Facebook censors Turkey’s biggest anti-racist initiative
Emrah Güler ANKARA - Hürriyet Daily News
These photos are taken from the Facebook page of DurDe!, an initiative founded to fight racism, nationalism and hate speech in Turkey.“As we know from historical experiences, racism is an ideological enemy to mankind, has always gone with bloodshed and has been used for the benefits of a small ruling minority.” So begins the founding call for “DurDe!” (Say Stop!), or “Say Stop to Racism and Nationalism Initiative,” on the initiative’s website. And it ends, “We wish to come together and take permanent steps with those who say ‘I’m against racism and nationalism.’”
DurDe! is a grassroots initiative with local groups that was founded in 2007 to fight racism, nationalism and hate speech in Turkey. The initiative has organized high-profile campaigns, such as the “Remove 301, Try Racists” campaign, referring to Article 301 of the Turkish Penal Code, which led to a petition with 20,000 signatures, along with a visit to the Turkish National Assembly.

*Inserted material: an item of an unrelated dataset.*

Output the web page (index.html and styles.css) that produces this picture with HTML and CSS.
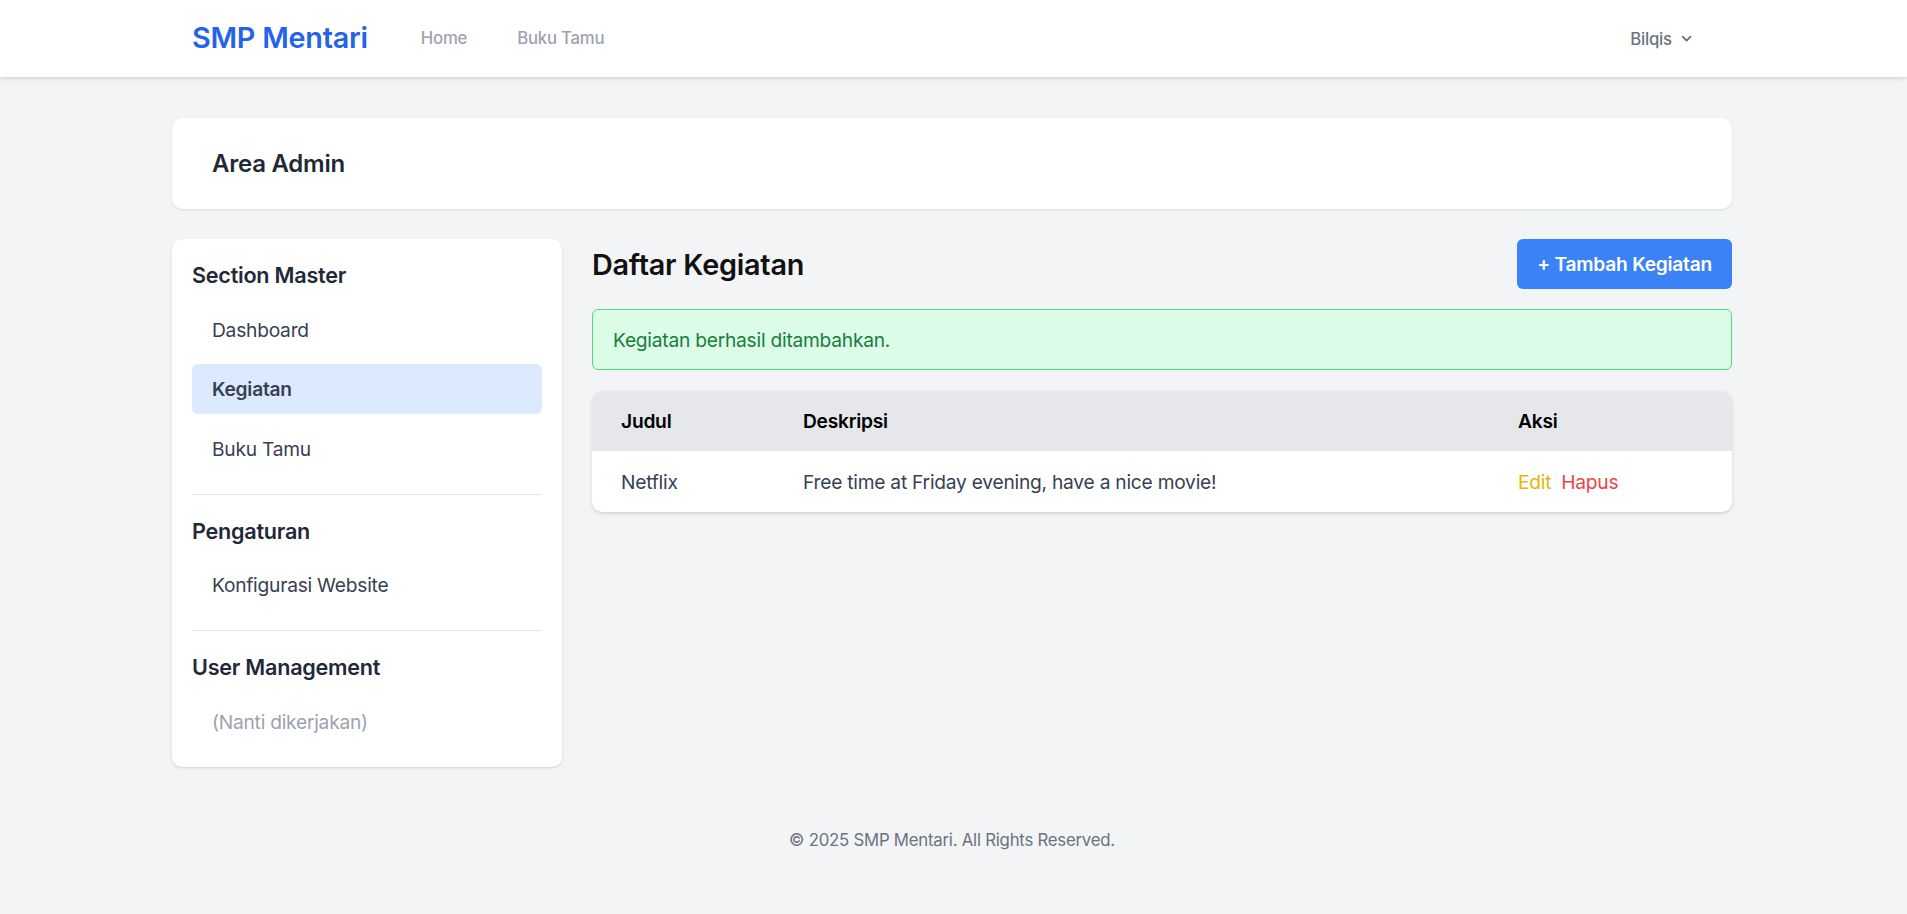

It also organized a commemoration for the Armenian Genocide of 1915 in Istanbul in 2010, drawing 2,500 people to the controversial event. The initiative has been holding events every year since its foundation on March 21, 2007. DurDe! is also a member of United for Intercultural Action, a European network that fights against nationalism, racism and fascism and supports migrants and refugees, as well as the European Grassroots Antiracist Movement.
With traffic of 25,000 monthly visitors to their website, 7,000 Twitter followers and 50,000 Facebook followers, DurDe! is the biggest initiative in Turkey advocating a strong stance in the fight against racism and nationalism. In fact, theirs is a fight that resonates with Facebook’s own community standards.
Facebook doesn’t ‘like’ DurDe!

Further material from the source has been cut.